Camden council in London will immediately remove cladding similar to that which burned rapidly on Grenfell Tower from five blocks in the borough, and accused contractors of fitting flammable materials below the standard requested.

The council leader, Georgia Gould, revealed the outer cladding panels on five blocks in the borough were also made up of aluminium panels with a polyethylene core – the kind which is believed to have helped the fire at Grenfell spread across the building.

The buildings on Chalcots estate had been independently tested by the Building Research Establishment after the tragedy, which is believed to have killed at least 79 people last week.

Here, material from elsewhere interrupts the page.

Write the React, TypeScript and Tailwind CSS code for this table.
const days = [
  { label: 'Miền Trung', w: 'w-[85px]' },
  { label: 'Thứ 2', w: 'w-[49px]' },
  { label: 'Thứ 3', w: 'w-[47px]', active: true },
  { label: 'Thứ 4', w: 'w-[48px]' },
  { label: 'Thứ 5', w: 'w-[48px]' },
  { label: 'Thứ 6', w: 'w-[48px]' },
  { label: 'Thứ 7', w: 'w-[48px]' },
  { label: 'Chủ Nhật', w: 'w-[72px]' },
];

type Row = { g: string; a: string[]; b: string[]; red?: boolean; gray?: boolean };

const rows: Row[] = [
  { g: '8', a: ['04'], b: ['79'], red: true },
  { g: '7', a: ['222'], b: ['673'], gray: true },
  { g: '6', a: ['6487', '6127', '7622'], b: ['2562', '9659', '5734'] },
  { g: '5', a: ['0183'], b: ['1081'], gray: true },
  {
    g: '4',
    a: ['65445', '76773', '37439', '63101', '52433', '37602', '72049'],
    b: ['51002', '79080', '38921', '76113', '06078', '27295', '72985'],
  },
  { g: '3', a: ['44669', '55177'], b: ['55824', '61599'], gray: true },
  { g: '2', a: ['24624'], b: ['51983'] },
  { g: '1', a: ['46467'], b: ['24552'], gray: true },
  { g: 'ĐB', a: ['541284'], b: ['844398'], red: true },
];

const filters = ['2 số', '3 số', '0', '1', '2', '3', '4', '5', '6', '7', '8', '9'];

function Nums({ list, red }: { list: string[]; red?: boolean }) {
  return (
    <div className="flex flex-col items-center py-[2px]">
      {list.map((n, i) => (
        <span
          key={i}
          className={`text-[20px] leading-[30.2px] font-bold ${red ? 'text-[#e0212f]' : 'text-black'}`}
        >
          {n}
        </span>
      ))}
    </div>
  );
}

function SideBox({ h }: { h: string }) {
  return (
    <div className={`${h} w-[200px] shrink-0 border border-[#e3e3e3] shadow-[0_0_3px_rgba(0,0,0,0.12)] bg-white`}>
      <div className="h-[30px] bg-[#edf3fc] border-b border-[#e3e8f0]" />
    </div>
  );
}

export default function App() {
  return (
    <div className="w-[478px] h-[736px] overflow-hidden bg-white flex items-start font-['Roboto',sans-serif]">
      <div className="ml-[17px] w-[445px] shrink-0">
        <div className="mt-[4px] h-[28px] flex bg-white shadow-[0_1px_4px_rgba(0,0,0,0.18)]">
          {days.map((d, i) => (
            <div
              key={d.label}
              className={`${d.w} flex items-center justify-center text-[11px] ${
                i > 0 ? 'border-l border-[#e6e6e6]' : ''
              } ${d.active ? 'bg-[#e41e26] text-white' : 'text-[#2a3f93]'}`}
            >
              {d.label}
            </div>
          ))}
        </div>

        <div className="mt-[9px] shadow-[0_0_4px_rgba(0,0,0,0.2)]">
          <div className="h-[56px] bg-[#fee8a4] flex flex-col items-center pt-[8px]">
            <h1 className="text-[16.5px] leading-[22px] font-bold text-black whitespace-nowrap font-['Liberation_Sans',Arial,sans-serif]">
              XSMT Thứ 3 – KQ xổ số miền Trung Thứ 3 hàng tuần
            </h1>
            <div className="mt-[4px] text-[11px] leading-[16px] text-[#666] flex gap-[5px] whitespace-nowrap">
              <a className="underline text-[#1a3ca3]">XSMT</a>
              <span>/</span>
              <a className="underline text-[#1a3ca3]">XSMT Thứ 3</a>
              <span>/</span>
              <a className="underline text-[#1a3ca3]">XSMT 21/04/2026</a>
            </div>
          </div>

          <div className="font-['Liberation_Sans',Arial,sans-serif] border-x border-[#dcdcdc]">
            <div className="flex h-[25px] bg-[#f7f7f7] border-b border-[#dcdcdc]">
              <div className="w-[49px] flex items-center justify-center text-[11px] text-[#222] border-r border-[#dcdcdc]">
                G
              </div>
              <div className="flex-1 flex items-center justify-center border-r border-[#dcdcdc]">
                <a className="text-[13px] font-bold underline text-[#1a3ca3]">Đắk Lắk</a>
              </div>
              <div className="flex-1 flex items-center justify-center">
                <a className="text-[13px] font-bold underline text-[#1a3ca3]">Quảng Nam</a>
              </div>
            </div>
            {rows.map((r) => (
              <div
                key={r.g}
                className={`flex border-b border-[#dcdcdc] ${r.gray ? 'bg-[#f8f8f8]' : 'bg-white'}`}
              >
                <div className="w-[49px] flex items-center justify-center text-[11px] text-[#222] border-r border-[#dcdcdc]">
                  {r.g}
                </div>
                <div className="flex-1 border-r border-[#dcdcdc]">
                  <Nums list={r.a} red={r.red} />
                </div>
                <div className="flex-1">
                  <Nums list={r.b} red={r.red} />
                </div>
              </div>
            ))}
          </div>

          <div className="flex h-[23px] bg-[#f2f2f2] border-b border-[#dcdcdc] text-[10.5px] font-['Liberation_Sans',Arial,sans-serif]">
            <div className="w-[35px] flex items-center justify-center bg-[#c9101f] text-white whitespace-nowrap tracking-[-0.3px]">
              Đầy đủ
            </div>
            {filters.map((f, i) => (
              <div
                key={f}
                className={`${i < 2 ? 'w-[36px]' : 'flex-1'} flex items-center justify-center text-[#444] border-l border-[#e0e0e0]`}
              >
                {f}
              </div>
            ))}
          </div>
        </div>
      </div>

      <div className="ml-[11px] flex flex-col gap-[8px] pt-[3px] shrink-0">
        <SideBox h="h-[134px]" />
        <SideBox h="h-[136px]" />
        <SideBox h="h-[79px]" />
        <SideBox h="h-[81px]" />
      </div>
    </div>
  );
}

The council also pledged round-the-clock fire safety patrols on the estate’s corridors “to reassure residents and carry out enhanced fire safety checks” until the cladding has been removed.

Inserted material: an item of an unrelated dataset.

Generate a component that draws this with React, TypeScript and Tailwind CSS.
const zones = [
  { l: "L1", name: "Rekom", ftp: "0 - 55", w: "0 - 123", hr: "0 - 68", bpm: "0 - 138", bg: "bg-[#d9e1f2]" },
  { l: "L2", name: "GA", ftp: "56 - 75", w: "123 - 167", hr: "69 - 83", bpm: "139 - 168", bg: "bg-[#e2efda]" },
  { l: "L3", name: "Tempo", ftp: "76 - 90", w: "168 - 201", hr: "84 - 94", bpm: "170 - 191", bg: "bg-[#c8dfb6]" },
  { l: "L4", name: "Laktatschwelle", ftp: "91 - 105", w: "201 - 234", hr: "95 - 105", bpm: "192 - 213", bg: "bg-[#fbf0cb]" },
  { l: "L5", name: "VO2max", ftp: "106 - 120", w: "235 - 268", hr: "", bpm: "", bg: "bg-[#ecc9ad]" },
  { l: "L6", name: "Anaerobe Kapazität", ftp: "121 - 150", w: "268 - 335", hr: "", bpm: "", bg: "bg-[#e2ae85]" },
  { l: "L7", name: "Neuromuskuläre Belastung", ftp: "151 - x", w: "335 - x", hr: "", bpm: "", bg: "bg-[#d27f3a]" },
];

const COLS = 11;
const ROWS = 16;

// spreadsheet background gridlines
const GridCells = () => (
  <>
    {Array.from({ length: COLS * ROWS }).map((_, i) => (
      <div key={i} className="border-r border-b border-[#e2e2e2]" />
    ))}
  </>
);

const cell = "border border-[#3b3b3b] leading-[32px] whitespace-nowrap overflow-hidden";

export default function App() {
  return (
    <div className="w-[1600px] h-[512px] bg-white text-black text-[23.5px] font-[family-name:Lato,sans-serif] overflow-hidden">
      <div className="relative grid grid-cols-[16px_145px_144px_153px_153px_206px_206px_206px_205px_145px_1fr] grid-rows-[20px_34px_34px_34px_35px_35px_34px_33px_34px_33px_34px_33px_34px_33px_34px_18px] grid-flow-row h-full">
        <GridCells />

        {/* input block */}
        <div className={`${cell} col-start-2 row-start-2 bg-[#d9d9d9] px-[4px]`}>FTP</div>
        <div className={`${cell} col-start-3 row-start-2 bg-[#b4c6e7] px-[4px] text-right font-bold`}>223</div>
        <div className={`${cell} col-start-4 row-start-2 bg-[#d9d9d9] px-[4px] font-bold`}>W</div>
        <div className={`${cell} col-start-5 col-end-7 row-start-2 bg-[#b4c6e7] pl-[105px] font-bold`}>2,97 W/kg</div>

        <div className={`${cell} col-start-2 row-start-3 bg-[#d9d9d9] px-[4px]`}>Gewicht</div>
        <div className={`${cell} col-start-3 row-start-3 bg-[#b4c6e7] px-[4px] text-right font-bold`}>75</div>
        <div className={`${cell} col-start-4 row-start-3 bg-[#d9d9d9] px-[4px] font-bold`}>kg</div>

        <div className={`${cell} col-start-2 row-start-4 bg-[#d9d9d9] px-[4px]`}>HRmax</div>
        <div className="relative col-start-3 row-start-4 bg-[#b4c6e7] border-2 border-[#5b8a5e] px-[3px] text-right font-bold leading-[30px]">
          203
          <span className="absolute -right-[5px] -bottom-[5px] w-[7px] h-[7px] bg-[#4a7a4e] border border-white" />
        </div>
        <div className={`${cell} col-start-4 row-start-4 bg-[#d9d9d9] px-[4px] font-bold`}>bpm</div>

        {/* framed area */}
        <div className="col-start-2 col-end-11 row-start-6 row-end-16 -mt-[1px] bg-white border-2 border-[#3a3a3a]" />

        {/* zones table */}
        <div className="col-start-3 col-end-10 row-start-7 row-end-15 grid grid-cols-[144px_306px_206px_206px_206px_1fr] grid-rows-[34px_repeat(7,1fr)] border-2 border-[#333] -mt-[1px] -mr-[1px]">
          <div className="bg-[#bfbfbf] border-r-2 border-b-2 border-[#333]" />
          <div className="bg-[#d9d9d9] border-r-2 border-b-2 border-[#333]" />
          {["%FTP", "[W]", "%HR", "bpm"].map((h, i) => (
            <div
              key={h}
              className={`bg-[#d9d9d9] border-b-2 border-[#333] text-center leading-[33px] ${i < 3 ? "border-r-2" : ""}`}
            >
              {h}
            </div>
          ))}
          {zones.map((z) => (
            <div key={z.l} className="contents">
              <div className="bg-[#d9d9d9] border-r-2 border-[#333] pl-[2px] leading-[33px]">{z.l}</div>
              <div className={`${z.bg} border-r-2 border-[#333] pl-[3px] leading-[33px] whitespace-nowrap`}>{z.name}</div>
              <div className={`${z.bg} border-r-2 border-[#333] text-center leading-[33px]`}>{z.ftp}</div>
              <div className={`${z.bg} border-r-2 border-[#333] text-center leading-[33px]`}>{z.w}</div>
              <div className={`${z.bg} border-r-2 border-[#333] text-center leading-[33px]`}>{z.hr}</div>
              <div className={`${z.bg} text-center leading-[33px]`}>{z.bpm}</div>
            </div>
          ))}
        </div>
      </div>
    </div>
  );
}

“The panels that were fitted were not to the standard that we had commissioned,” said Gould. “In light of this, we will be informing the contractor that we will be taking urgent legal advice.”

She said: “Camden council has decided it will immediately begin preparing to remove these external cladding panels from the five tower blocks on the Chalcots estate. Camden council will do whatever it takes to ensure our residents are reassured about the safety of their homes.”

However, the council said the insulation used “significantly differs” from that on Grenfell Tower because it included “fire-resistant Rockwool insulation designed to prevent the spread of fire and fire-resistant sealant between floors, designed to stop a high-intensity flat fire from spreading to neighbouring flats.”

The council said this arrangement previously contained a fire at a flat in Taplow block in 2012.

Meanwhile Barnet council has written to residents in three towers which inspections on Monday revealed are clad in the same aluminium sandwich panels which are believed to have been used at Grenfell.

Granville Point, Harpenmead Point and Templemead Point all use the Reynobond PE panels that were supplied to the Frenfell Tower refurbishment project.

The council has sought to reassure residents that while the panels are the same, “crucially it uses different insulation materials, which are made from a non-combustible mineral fibre material”.

The council leader, Richard Cornelius, said: “To ensure such a tragedy is not repeated in Barnet, we have a responsibility to our community to make sure that safety systems are of the highest standard – including investigating whether sprinklers would be appropriate in our high-rise tower blocks. We will be calling on our housing committee to oversee a programme of investment, based on advice from the London Fire Brigade, to provide added safety and reassurance to our residents. If sprinklers are needed, they will be fitted.”

In Newham, the council has identified three residential towers as using an aluminium composite material in its cladding and has been sent for testing. They include Ferrier Point.

“We will take every action necessary,” a spokeswoman said.